“The Art of African Hair Threading” – a short film by Nigerian fashion designer Busayo Michelle Olupona – is dedicated to a traditional method of Afrohair styling. Among other videos and short films, it is currently running a loop in the Afro Hair District of the exhibition Connecting Afro Futures. Fashion x Hair x Design at Berlin’s Museum of Decorative Arts. In this interview we learn more about the film and the woman behind it.
Busayo Michelle Olupona founded her fashion label because of “the belief in the power of color to communicate the dynamism, personality and nuances of the individual.” She grew up in Nigeria and now lives and works between Lagos and New York City. She is interested in exploring traditions and the ways in which they inform the present.
With the fashion label, came photoshoots and the topic of styling – specifically hairstyling – more to the fore. She re-encountered the hairstyles of her childhood in a new light: “Over the last few years, I have undergone a transformation of sorts, a return to and reintegration of childhood traditions and aesthetic, stylistic choices that I had aggressively dismissed as a child from fashion to hair, my aesthetic choices have become distinctly Nigerian.”
One result of this interest is her short film about African Hair Threading – about the method of styling hair in which hair is wrapped with thread to create sculptures and static structures on the hair.
What started you on the journey towards making your video “The Art of African Hair Threading”? What went into the production process?
I am primarily interested in how we as Africans can both in aesthetic, lifestyle and cultural choices can return to and embrace what makes us different and unique in the world. The video was about exploration the most indigenous of our hair traditions particularly considering the fact that hair threading is so complex, some people hate it, some find it painful and yet it is the sort of a singularly specific reclamation of an African identity. And there is tremendous power in the style and what it says to the world about who you are.
How has the video been received so far? Have any of the reactions you got stood out to you?
The reception was far beyond my expectations, I was exploring my own curiosities and attempting to understand my own changed relationship with the hairstyle. I use to hate it as a kid and yet as I have gotten older the very thing that I ran away from like our clothes and our hair is what excites me now. It really wasn’t about the world response. However, it struck a chord, because I think we are all struggling with these same issues, what I was most excited about was the conversation that it sparked and the ways African women from across the continent were connecting with each other as they discussed the video.
Where are you at your most creative and what is the DNA of your creative process?
Nigeria, for sure. I pursue my curiosities, what are the questions I have about our indigenous practices, what are traditions that I don’t understand and wish I knew more about. I follow my muse. I can’t really dissect it.
How do you see the intersection of Fashion Design and Hair Styling?
Hair and Fashion are certainly deeply connected. The way one interprets fashion is deeply dependent on its context and hair is a fundamental part of that context. I think of the presentation as one complete whole.

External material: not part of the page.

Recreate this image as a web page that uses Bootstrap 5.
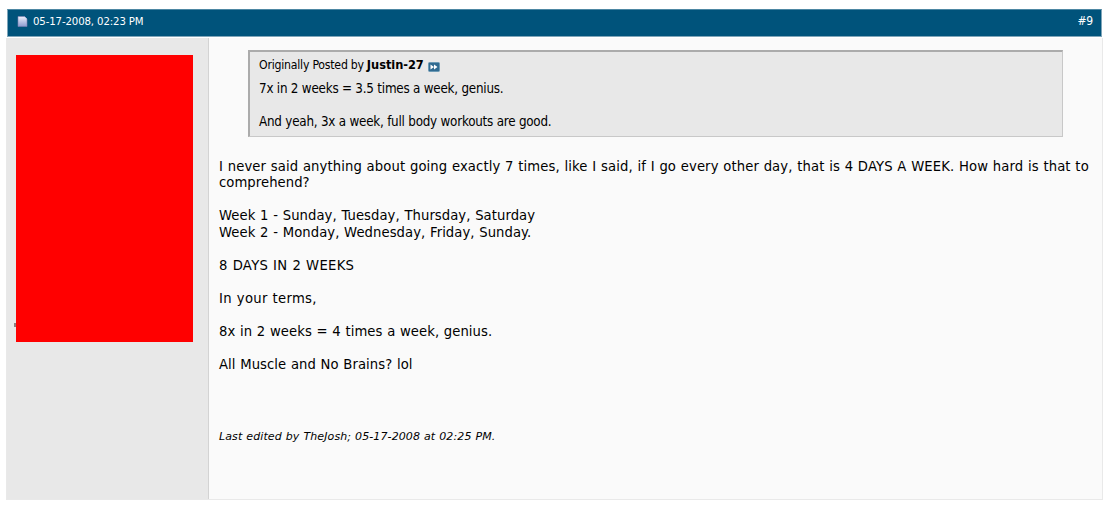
<!DOCTYPE html>
<html lang="en">

<head>
    <meta charset="UTF-8">
    <meta name="viewport" content="width=device-width, initial-scale=1.0">
    <title>Post #9</title>
    <link href="https://cdn.jsdelivr.net/npm/bootstrap@5.3.0/dist/css/bootstrap.min.css" rel="stylesheet">
    <style>
        body {
            background: #fff;
            color: #000;
            font-family: "DejaVu Sans", Verdana, sans-serif;
            overflow: hidden;
        }

        .post {
            width: 1097px;
            margin: 9px 0 0 6px;
        }

        .post-head {
            width: 1095px;
            height: 28px;
            margin: 0 0 1px 1px;
            padding: 0 8px 3px 9px;
            background: #00537b;
            border: 1px solid #7fa5b9;
            border-top-color: #4d87a3;
            color: #fff;
        }

        .tahoma {
            font-family: "DejaVu Sans Condensed", "DejaVu Sans", Tahoma, sans-serif;
            font-stretch: condensed;
        }

        .post-date {
            margin-left: 5px;
            padding-top: 1px;
            font-size: 11.3px;
            letter-spacing: -.12px;
        }

        .post-number {
            padding-bottom: 2px;
            font-size: 12px;
            letter-spacing: -.2px;
        }

        .post-body {
            height: 462px;
            background: #fafafa;
            border: 1px solid #e9e9e9;
            border-top: 0;
        }

        .user-info {
            width: 202px;
            padding: 17px 0 0 9px;
            background: #e8e8e8;
            border-right: 1px solid #d3d3d3;
        }

        .user-cover {
            width: 177px;
            height: 287px;
            background: #f00;
        }

        .speck {
            left: -2px;
            top: 268px;
            width: 2px;
            height: 4px;
            background: #8c8080;
        }

        .post-content {
            padding: 12px 10px 0 10px;
        }

        .quote {
            width: 815px;
            height: 87px;
            margin-left: 29px;
            padding: 5px 9px;
            background: #e8e8e8;
            border: 1px solid #c8c8c8;
            border-top: 2px solid #ababab;
            border-left: 2px solid #ababab;
            font-size: 13.3px;
            line-height: 16.5px;
        }

        .quote-by {
            font-size: 12.2px;
            letter-spacing: -.23px;
        }

        .quote-name {
            margin-left: 3px;
            font-size: 12.7px;
            letter-spacing: -.05px;
        }

        .quote-text {
            margin-top: 7px;
            letter-spacing: -.22px;
        }

        .message {
            margin-top: 21.5px;
            font-size: 13.2px;
            line-height: 16.5px;
            letter-spacing: .06px;
            word-spacing: .45px;
        }

        .wide {
            letter-spacing: .1px;
        }

        .caps {
            letter-spacing: .3px;
        }

        .edited {
            margin-top: 56px;
            font-size: 11px;
            line-height: 16px;
            letter-spacing: .1px;
            word-spacing: .4px;
        }
    </style>
</head>

<body>
    <div class="post">
        <div class="post-head d-flex align-items-center justify-content-between">
            <div class="d-flex align-items-center">
                <svg width="11" height="11" viewBox="0 0 11 11">
                    <defs>
                        <linearGradient id="page" x1="0" y1="0" x2="0" y2="1">
                            <stop offset="0" stop-color="#edf0fb" />
                            <stop offset="1" stop-color="#8d9bd0" />
                        </linearGradient>
                    </defs>
                    <path d="M1 .5H7.5L10 3v7.5H1z" fill="url(#page)" stroke="#8080b4" stroke-width=".6" />
                    <path d="M7.5 .5V3H10" fill="#d5dcf5" />
                </svg>
                <span class="post-date tahoma">05-17-2008, 02:23 PM</span>
            </div>
            <span class="post-number tahoma">#9</span>
        </div>

        <div class="post-body d-flex">
            <div class="user-info flex-shrink-0">
                <div class="user-cover position-relative">
                    <span class="speck position-absolute"></span>
                </div>
            </div>

            <div class="post-content flex-grow-1">
                <div class="quote tahoma">
                    <div class="d-flex align-items-center">
                        <span class="quote-by">Originally Posted by</span>
                        <strong class="quote-name">Justin-27</strong>
                        <svg width="12" height="10" viewBox="0 0 12 10" class="ms-1 mt-1">
                            <rect x=".5" y=".5" width="11" height="9" rx="1" fill="#316b91" stroke="#6c9ab5" />
                            <path d="M2.5 2.5 6 5 2.5 7.5zM6 2.5 9.5 5 6 7.5z" fill="#fff" />
                        </svg>
                    </div>
                    <div class="quote-text">
                        7x in 2 weeks = 3.5 times a week, genius.<br>
                        <br>
                        And yeah, 3x a week, full body workouts are good.
                    </div>
                </div>

                <div class="message">
                    <span class="wide">I never said anything about going exactly 7 times, like I said, if I go every other day, that is 4 DAYS A WEEK. How hard is that to</span><br>
                    comprehend?<br>
                    <br>
                    Week 1 - Sunday, Tuesday, Thursday, Saturday<br>
                    Week 2 - Monday, Wednesday, Friday, Sunday.<br>
                    <br>
                    <span class="caps">8 DAYS IN 2 WEEKS</span><br>
                    <br>
                    <span class="caps">In your terms,</span><br>
                    <br>
                    8x in 2 weeks = 4 times a week, genius.<br>
                    <br>
                    All Muscle and No Brains? lol
                </div>

                <div class="edited fst-italic">Last edited by TheJosh; 05-17-2008 at 02:25 PM.</div>
            </div>
        </div>
    </div>
    <script src="https://cdn.jsdelivr.net/npm/bootstrap@5.3.0/dist/js/bootstrap.bundle.min.js"></script>
</body>

</html>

Why is the interest in traditional African hairstyles increasing? What do you think are the causes of that?
Interest from whom? Black people have always been interested in hair. I do think the exposure of traditional African threading caused some excitement because some Black people across the diaspora hadn’t really seen it before. If you mean from the mainstream culture, I think Black culture has always been a source for imitation, originality and dopeness in general. I do worry that by sharing these very culturally specific and beautiful parts of our culture with the world, it will be cannibalised.
What’s next for you, do you have other hair projects planned?
I will continue my exploration of the indigenous and the original in our pre-colonial selves, hair will definitely factor in some way, but not sure how just yet.